Recently, the biggest side effects of the "Can I Make a Living Doing What I Love?" Experiment has been stress, exhaustion, and a generalized feeling of being stretched too thin. I narrowed the cause down to the fact that I was working most evenings. Before the Experiment, around 8pm every evening I collapsed onto the couch in front of the TV and next to my dear husband. I've long said these evenings were my favorite time of day, the recuperative reward at the finish line of a long day. But evenings are when the paid jobs are so those TV couch potato nights are gone now. And it's taking its toll.
This week is fairly typical. The evenings look like this:
Sunday - See my daughter playing Witch #2 in an immersive
|My Witchy Kid|
Monday - Couch time with my man!
Tuesday - Rehearsal for show next weekend.
Wednesday - Rehearsal for show this weekend.
Thursday - Teach improv.
Friday - Halloween celebration with a gal pal. (Normally, I would be teaching another improv class.)
Saturday - Perform in a show!
Sunday - Stay home at last. (Husband might be at a practice with his band though.)
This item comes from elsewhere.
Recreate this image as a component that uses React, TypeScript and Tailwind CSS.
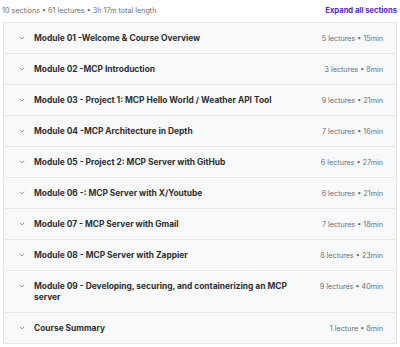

Over the past week, I've been sitting with this issue of needing to restructure my rest and restorative time, hoping that a solution would arise. I've been asking, "How can I shift my feeling of relaxation from evenings on the couch to other experiences?" This is what I've come up with so far:
- I've started to take more advantage of the three mornings each week when I get to sleep in, letting go of the guilt of snoozing until 10am and enjoying a couple slow mornings each week. (The guilt part is a challenge.)
- Though I don't usually take weekend's off - a habit formed from working from home and in my "spare" time most of my adult life - I've started carving out some conscious relaxation time during the weekend. Sometimes that just looks like thirty minutes with a cup of tea and the New York Times on Sunday. Sometimes it looks like taking the rare nap. I'm trying to work up to crashing on the couch with an afternoon movie some day. (I know. I'm obnoxiously Type A.)
- I've started being more conscious about screen time at night. I've given up late night web surfing, instead rediscovering the joys of reading good fiction in bed before falling asleep (a habit that had fallen away when Facebook came into my life.)
- I'm trying to exercise and practice Alexander Technique more regularly. I fucking hate exercise, but I'm trying to be better about it. Again.
- I've learned to appreciate the evenings at home with my husband. Gratitude for small gifts!
- And coffee. I've started drinking coffee.